Malheureusement entre les protagonistes, il y a beaucoup de suspicions. Les occupants actuels sont convaincus que les procédures n’ont pas été respectées. « Comment un espace vert peut-il devenir une zone hors lotissement ? » S’interroge le vieux Koala. « Si la zone était effectivement hors lotissement et devrait être viabilisée, ce sont les occupants qui devraient en être les premiers bénéficiaires. » En tous cas, ils sont nombreux comme le vieux Koala qui sont convaincus que cette histoire cache des dessous à fortes senteurs d’argent. Aussi ont-ils décidé de s’opposer à tous les travaux sur le terrain en attendant d’en savoir davantage. Ils ont déjà renvoyé l’équipe du Laboratoire partie pour faire des prélèvements sur le terrain pour leurs analyses. Car jusque-là, la mairie qui leur a donné les autorisations provisoires d’occupation de cet espace public ne leur a pas notifié formellement que le terrain a été attribué à quelqu’un. Pour le maire s’ils ne quittent pas de leur propre chef, ils seront déguerpis. Et de rappeler que sur leur autorisation, il est dit qu’ils doivent quitter les lieux dès la première sommation.

Certains occupants sont remontés contre la manière dont les choses sont entrain de se passer. « Nous savons que c’est un domaine appartenant à l’Etat qui peut le réclamer à tout moment. Mais nous espérions au moins que si cela devait arriver nous sérions informés régulièrement. Or tout semble se passer dans un flou où c’est un individu qui envoie des gens nous dire que le terrain lui appartient maintenant. Qu’est-ce que l’on cache ? Même si nous sommes des pauvres sans voix, nous ne sommes pas moins des citoyens qui méritons égards et considérations. » Et, pathétique, Ousmane Koala, de se lamenter « si nous sommes ici, c’est pour gagner notre pitance quotidienne. Si les riches et ceux qui ont le pouvoir s’entendent pour nous enlever ça, c’est une autre façon de nous dire d’aller mourir de faim. En tout cas, nous sommes là et attendons qu’ils viennent nous le dire en face où qu’ils envoient leurs gens nous chasser. Moi, je ne connais pas le nouveau propriétaire. Je n’ai rien contre lui mais je crois que l’argent ne donne pas tous les pouvoirs. »

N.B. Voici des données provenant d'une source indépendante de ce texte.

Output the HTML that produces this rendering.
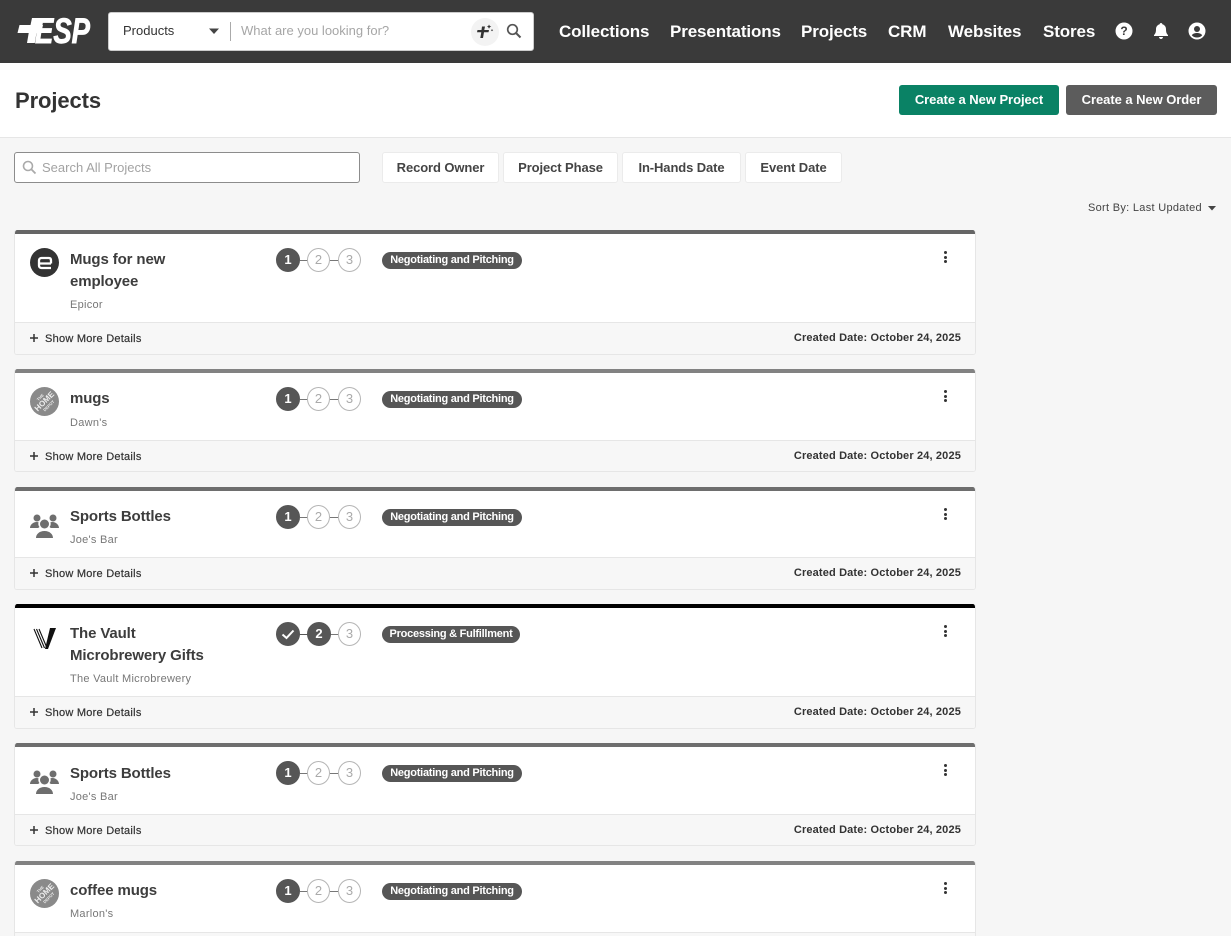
<!DOCTYPE html>
<html lang="en">
<head>
<meta charset="utf-8">
<title>Projects</title>
<style>
*{box-sizing:border-box}
html,body{margin:0;padding:0;width:1231px;height:936px;overflow:hidden}
body{background:#f6f6f6;font-family:"Liberation Sans",sans-serif;color:#333;position:relative}
.a{position:absolute;white-space:nowrap}
#nav{left:0;top:0;width:1231px;height:63px;background:#3a3a3a}
.nl{top:22px;font-size:17px;line-height:20px;font-weight:700;color:#fff;letter-spacing:-.12px}
#sb{left:108px;top:12px;width:426px;height:39px;background:#fff;border:1px solid #ccc;border-radius:3px}
#head{left:0;top:63px;width:1231px;height:75px;background:#fff;border-bottom:1px solid #e6e6e6}
.btn{top:85px;height:30px;border-radius:3px;color:#fff;font-size:13px;font-weight:700;line-height:29px;text-align:center;letter-spacing:-.05px}
.flt{top:152px;height:31px;background:#fff;border:1px solid #ebebeb;border-radius:3px;font-size:13px;font-weight:700;line-height:29px;text-align:center;color:#444;letter-spacing:-.1px}
.card{position:absolute;left:14px;width:962px;background:#fff;border:1px solid #e6e6e6;border-top:0;border-radius:3px;overflow:hidden}
.bar{position:absolute;left:-1px;right:-1px;top:0;height:4px}
.t{position:absolute;left:55px;top:19px;font-size:15px;line-height:22px;font-weight:700;color:#3d3d3d;white-space:nowrap;letter-spacing:-.12px}
.s{position:absolute;left:55px;font-size:11px;line-height:14px;color:#777;white-space:nowrap;letter-spacing:.27px}
.c{position:absolute;top:18px;width:23px;height:24px;border-radius:50%;font-size:13px;line-height:22px;text-align:center;border:1px solid #b5b5b5;background:#fff;color:#aaa}
.c.on{background:#565656;border-color:#565656;color:#fff;font-weight:700;width:24px}
.ln{position:absolute;top:30px;height:1px;width:8px;background:#777}
.pill{position:absolute;left:367px;top:22px;height:17px;border-radius:9px;background:#565656;color:#fff;font-size:11px;font-weight:700;line-height:16px;text-align:center;white-space:nowrap;letter-spacing:-.25px}
.dots{position:absolute;left:929px;top:21px;width:3px;height:12px}
.dots i{display:block;width:3px;height:3px;border-radius:50%;background:#333;margin-bottom:1.5px}
.foot{position:absolute;left:0;right:0;bottom:0;height:32px;background:#f7f7f7;border-top:1px solid #e6e6e6}
.more{position:absolute;left:30px;top:9px;font-size:11px;line-height:14px;color:#333;white-space:nowrap;letter-spacing:.25px;-webkit-text-stroke:.2px #333}
.plus{position:absolute;left:15px;top:11px}
.date{position:absolute;right:14px;top:8px;font-size:11px;line-height:14px;font-weight:700;color:#333;white-space:nowrap;letter-spacing:.15px}
.av{position:absolute;left:15px;top:18px}
</style>
</head>
<body>
<div class="a" id="nav"></div>

<svg class="a" style="left:15px;top:15px" width="78" height="31" viewBox="0 0 78 31">
<text x="20" y="28" font-family="Liberation Sans" font-size="35" font-weight="700" font-style="italic" fill="#fff" textLength="55" lengthAdjust="spacingAndGlyphs" stroke="#fff" stroke-width=".9">ESP</text>
<path d="M17 3H25L23.300 10H28L26.200 18H21.500L19.800 28H12L13.700 18H2.500L4.500 10H15.500Z" fill="#fff"/>
</svg>

<div class="a" id="sb"></div>
<div class="a" style="left:123px;top:23px;font-size:13px;line-height:16px;color:#333">Products</div>
<svg class="a" style="left:209px;top:28px" width="11" height="7"><path d="M0 .5H10L5 6Z" fill="#444"/></svg>
<div class="a" style="left:230px;top:22px;width:1px;height:19px;background:#aaa"></div>
<div class="a" style="left:241px;top:23px;font-size:13px;line-height:16px;color:#a6a6a6">What are you looking for?</div>
<div class="a" style="left:471px;top:18px;width:28px;height:28px;border-radius:50%;background:#f3f3f3"></div>
<svg class="a" style="left:476px;top:23px" width="18" height="18" viewBox="0 0 18 18"><path d="M6 3.500H9L8.300 7H13L12.500 9.300H8L7 15H4.300L5.300 9.300H1L1.500 7H5.500Z" fill="#333"/><path d="M13 1.500l.8 1.500 1.500.6-1.500.7-.8 1.500-.7-1.500-1.400-.7 1.400-.6zM16 6l.4.8.8.4-.8.4-.4.8-.4-.8-.8-.4.800-.4z" fill="#333"/></svg>
<svg class="a" style="left:506px;top:23px" width="16" height="16" viewBox="0 0 16 16"><circle cx="6.500" cy="6.500" r="4.800" fill="none" stroke="#555" stroke-width="1.700"/><path d="M10 10l4.500 4.500" stroke="#555" stroke-width="2"/></svg>

<div class="a nl" style="left:559px">Collections</div>
<div class="a nl" style="left:670px">Presentations</div>
<div class="a nl" style="left:801px">Projects</div>
<div class="a nl" style="left:888px">CRM</div>
<div class="a nl" style="left:948px">Websites</div>
<div class="a nl" style="left:1043px">Stores</div>

<svg class="a" style="left:1115px;top:22px" width="18" height="18" viewBox="0 0 18 18"><circle cx="9" cy="9" r="8.500" fill="#fff"/><text x="9" y="13.200" text-anchor="middle" font-family="Liberation Sans" font-size="12" font-weight="700" fill="#3a3a3a">?</text></svg>
<svg class="a" style="left:1152px;top:22px" width="18" height="18" viewBox="0 0 18 18"><path d="M9 1c.8 0 1.300.5 1.300 1.200C12.700 2.800 14 4.800 14 7.200c0 3.300.8 4.600 2 5.800v1H2v-1c1.200-1.200 2-2.500 2-5.800C4 4.800 5.300 2.800 7.700 2.200 7.700 1.500 8.200 1 9 1zM7 15h4c0 1.100-.9 2-2 2s-2-.9-2-2z" fill="#fff"/></svg>
<svg class="a" style="left:1188px;top:22px" width="18" height="18" viewBox="0 0 18 18"><circle cx="9" cy="9" r="8.500" fill="#fff"/><circle cx="9" cy="7" r="3" fill="#3a3a3a"/><path d="M3.800 13.200C5 11.500 7 11 9 11s4 .5 5.200 2.200C13 14.800 11 15.500 9 15.500s-4-.7-5.200-2.300z" fill="#3a3a3a"/></svg>

<div class="a" id="head"></div>
<div class="a" style="left:15px;top:88px;font-size:22px;line-height:26px;font-weight:700;color:#333;letter-spacing:-.1px">Projects</div>
<div class="a btn" style="left:899px;width:160px;background:#0a8265">Create a New Project</div>
<div class="a btn" style="left:1066px;width:151px;background:#5c5c5c">Create a New Order</div>

<div class="a" style="left:14px;top:152px;width:346px;height:31px;background:#fff;border:1px solid #8c8c8c;border-radius:3px"></div>
<svg class="a" style="left:22px;top:160px" width="15" height="15" viewBox="0 0 15 15"><circle cx="6" cy="6" r="4.500" fill="none" stroke="#aaa" stroke-width="1.600"/><path d="M9.300 9.300l4.200 4.200" stroke="#aaa" stroke-width="1.800"/></svg>
<div class="a" style="left:42px;top:160px;font-size:13px;line-height:16px;color:#a3a3a3">Search All Projects</div>

<div class="a flt" style="left:382px;width:117px">Record Owner</div>
<div class="a flt" style="left:503px;width:115px">Project Phase</div>
<div class="a flt" style="left:622px;width:119px">In-Hands Date</div>
<div class="a flt" style="left:745px;width:97px">Event Date</div>

<div class="a" style="left:1088px;top:201px;font-size:11px;line-height:14px;color:#444;letter-spacing:.3px">Sort By: Last Updated</div>
<svg class="a" style="left:1208px;top:206px" width="9" height="5"><path d="M0 0H8L4 4.500Z" fill="#444"/></svg>

<!-- Card 1 -->
<div class="card" style="top:230px;height:125px">
  <div class="bar" style="background:#666"></div>
  <svg class="av" width="29" height="29" viewBox="0 0 29 29"><circle cx="14.500" cy="14.500" r="14.500" fill="#333"/><path d="M21 15.500H9V17.500C9 19 10 20 11.500 20H21M9 15.500V12.500C9 11 10 10 11.500 10H19C20.500 10 21 11 21 12.500V15.500" fill="none" stroke="#fff" stroke-width="2.300"/></svg>
  <div class="t">Mugs for new<br>employee</div>
  <div class="s" style="top:68px">Epicor</div>
  <div class="c on" style="left:261px">1</div><div class="ln" style="left:285px"></div>
  <div class="c" style="left:292px">2</div><div class="ln" style="left:315px"></div>
  <div class="c" style="left:323px">3</div>
  <div class="pill" style="width:140px">Negotiating and Pitching</div>
  <div class="dots"><i></i><i></i><i></i></div>
  <div class="foot">
    <svg class="plus" width="8" height="8"><path d="M4 0V8M0 4H8" stroke="#333" stroke-width="1.500"/></svg>
    <div class="more">Show More Details</div>
    <div class="date">Created Date: October 24, 2025</div>
  </div>
</div>

<!-- Card 2 -->
<div class="card" style="top:369px;height:103px">
  <div class="bar" style="background:#828282"></div>
  <svg class="av" width="29" height="29" viewBox="0 0 29 29"><circle cx="14.500" cy="14.500" r="14.500" fill="#8a8a8a"/><g transform="rotate(-45 14.500 14.500)" fill="#eee" font-family="Liberation Sans" font-weight="700" text-anchor="middle"><text x="14.500" y="10" font-size="4">THE</text><text x="14.500" y="17" font-size="8">HOME</text><text x="14.500" y="22" font-size="4">DEPOT</text></g></svg>
  <div class="t">mugs</div>
  <div class="s" style="top:47px">Dawn's</div>
  <div class="c on" style="left:261px">1</div><div class="ln" style="left:285px"></div>
  <div class="c" style="left:292px">2</div><div class="ln" style="left:315px"></div>
  <div class="c" style="left:323px">3</div>
  <div class="pill" style="width:140px">Negotiating and Pitching</div>
  <div class="dots"><i></i><i></i><i></i></div>
  <div class="foot" style="height:31px">
    <svg class="plus" width="8" height="8"><path d="M4 0V8M0 4H8" stroke="#333" stroke-width="1.500"/></svg>
    <div class="more">Show More Details</div>
    <div class="date">Created Date: October 24, 2025</div>
  </div>
</div>

<!-- Card 3 -->
<div class="card" style="top:487px;height:103px">
  <div class="bar" style="background:#6e6e6e"></div>
  <svg class="av" style="top:26px" width="30" height="26" viewBox="0 0 30 26"><g fill="#6e6e6e"><circle cx="7" cy="5" r="3.500"/><circle cx="23" cy="5" r="3.500"/><circle cx="14.500" cy="11" r="4.500"/><path d="M0 15c0-3 3-6 6.500-6 1 0 1.500.1 2 .3-.5 2 0 3.700 1 4.700-.5.300-1 .6-1.300 1zM29 15c0-3-3-6-6.500-6-1 0-1.500.1-2 .3.500 2 0 3.700-1 4.700.5.300 1 .6 1.300 1zM6 25c0-3.500 3-7 8.500-7s8.500 3.500 8.500 7z"/></g></svg>
  <div class="t">Sports Bottles</div>
  <div class="s" style="top:46px">Joe's Bar</div>
  <div class="c on" style="left:261px">1</div><div class="ln" style="left:285px"></div>
  <div class="c" style="left:292px">2</div><div class="ln" style="left:315px"></div>
  <div class="c" style="left:323px">3</div>
  <div class="pill" style="width:140px">Negotiating and Pitching</div>
  <div class="dots"><i></i><i></i><i></i></div>
  <div class="foot">
    <svg class="plus" width="8" height="8"><path d="M4 0V8M0 4H8" stroke="#333" stroke-width="1.500"/></svg>
    <div class="more">Show More Details</div>
    <div class="date">Created Date: October 24, 2025</div>
  </div>
</div>

<!-- Card 4 -->
<div class="card" style="top:604px;height:125px">
  <div class="bar" style="background:#000"></div>
  <svg class="av" style="top:23px;left:18px" width="24" height="24" viewBox="0 0 24 24"><path d="M12 22L17 1H23L15 22Z" fill="#111"/><path d="M1 2l8 19M3.500 2l8 19M6 2l8 19" stroke="#111" stroke-width="1.100" fill="none"/></svg>
  <div class="t">The Vault<br>Microbrewery Gifts</div>
  <div class="s" style="top:68px">The Vault Microbrewery</div>
  <div class="c on" style="left:261px"><svg width="14" height="22" viewBox="0 0 14 22" style="display:block;margin:0 auto"><path d="M1.500 11.500L5.500 15L12.500 7.500" fill="none" stroke="#fff" stroke-width="2"/></svg></div><div class="ln" style="left:285px;background:#565656"></div>
  <div class="c on" style="left:292px">2</div><div class="ln" style="left:316px;width:7px"></div>
  <div class="c" style="left:323px">3</div>
  <div class="pill" style="width:138px">Processing &amp; Fulfillment</div>
  <div class="dots"><i></i><i></i><i></i></div>
  <div class="foot">
    <svg class="plus" width="8" height="8"><path d="M4 0V8M0 4H8" stroke="#333" stroke-width="1.500"/></svg>
    <div class="more">Show More Details</div>
    <div class="date">Created Date: October 24, 2025</div>
  </div>
</div>

<!-- Card 5 -->
<div class="card" style="top:743px;height:103px">
  <div class="bar" style="background:#6e6e6e"></div>
  <svg class="av" style="top:26px" width="30" height="26" viewBox="0 0 30 26"><g fill="#6e6e6e"><circle cx="7" cy="5" r="3.500"/><circle cx="23" cy="5" r="3.500"/><circle cx="14.500" cy="11" r="4.500"/><path d="M0 15c0-3 3-6 6.500-6 1 0 1.500.1 2 .3-.5 2 0 3.700 1 4.700-.5.300-1 .6-1.300 1zM29 15c0-3-3-6-6.500-6-1 0-1.500.1-2 .3.500 2 0 3.700-1 4.700.5.300 1 .6 1.300 1zM6 25c0-3.500 3-7 8.500-7s8.500 3.500 8.500 7z"/></g></svg>
  <div class="t" style="top:20px">Sports Bottles</div>
  <div class="s" style="top:47px">Joe's Bar</div>
  <div class="c on" style="left:261px">1</div><div class="ln" style="left:285px"></div>
  <div class="c" style="left:292px">2</div><div class="ln" style="left:315px"></div>
  <div class="c" style="left:323px">3</div>
  <div class="pill" style="width:140px">Negotiating and Pitching</div>
  <div class="dots"><i></i><i></i><i></i></div>
  <div class="foot" style="height:31px">
    <svg class="plus" width="8" height="8"><path d="M4 0V8M0 4H8" stroke="#333" stroke-width="1.500"/></svg>
    <div class="more">Show More Details</div>
    <div class="date">Created Date: October 24, 2025</div>
  </div>
</div>

<!-- Card 6 -->
<div class="card" style="top:861px;height:75px;border-bottom:0;border-radius:3px 3px 0 0">
  <div class="bar" style="background:#828282"></div>
  <svg class="av" width="29" height="29" viewBox="0 0 29 29"><circle cx="14.500" cy="14.500" r="14.500" fill="#8a8a8a"/><g transform="rotate(-45 14.500 14.500)" fill="#eee" font-family="Liberation Sans" font-weight="700" text-anchor="middle"><text x="14.500" y="10" font-size="4">THE</text><text x="14.500" y="17" font-size="8">HOME</text><text x="14.500" y="22" font-size="4">DEPOT</text></g></svg>
  <div class="t">coffee mugs</div>
  <div class="s" style="top:46px">Marlon's</div>
  <div class="c on" style="left:261px">1</div><div class="ln" style="left:285px"></div>
  <div class="c" style="left:292px">2</div><div class="ln" style="left:315px"></div>
  <div class="c" style="left:323px">3</div>
  <div class="pill" style="width:140px">Negotiating and Pitching</div>
  <div class="dots"><i></i><i></i><i></i></div>
  <div class="foot" style="height:4px"></div>
</div>
</body>
</html>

Finalement, c’est la question de transparence dans la gestion des parcelles qui transparaît ici. Les occupants actuels voient dans cette affaire, un deal juteux. Et leur maire, par son attitude ne les rassure guère. Bien au contraire, en refusant le dialogue ou en esquivant toujours la question, il donne raison à ceux qui croient qu’il est mouillé dans cette affaire, même si Sayouba Bewidougou jure ne lui avoir donné aucun kopeck. Par son attitude, il met le nouvel attributaire et les occupants dans une situation conflictuelle. Pour l’instant, celui-ci est confronté à des blocages et les occupants eux veulent des explications. Ils espéraient les avoir lors de l’audience foraine du 21 août dernier. Malheureusement, les « réponses évasives » données par les maires Simon Compaoré et Pascal Ouedraogo n’ont pas dissipé leurs soupçons. Et la tension monte, monte, monte…

En fin de compte, le nouvel acquéreur, a en mi septembre donné un ultimatum aux occupants anarchiques de déguerpir. Cette sommation a été faite par voie d’huissier de justice. Les occupants eux aussi se seraient attaché les services d’un avocat. La bataille se transportera-t-elle sur le terrain judiciaire ? C’est peut-être la meilleure solution pour que toute la lumière soit faite afin que chaque partie sache enfin la vérité.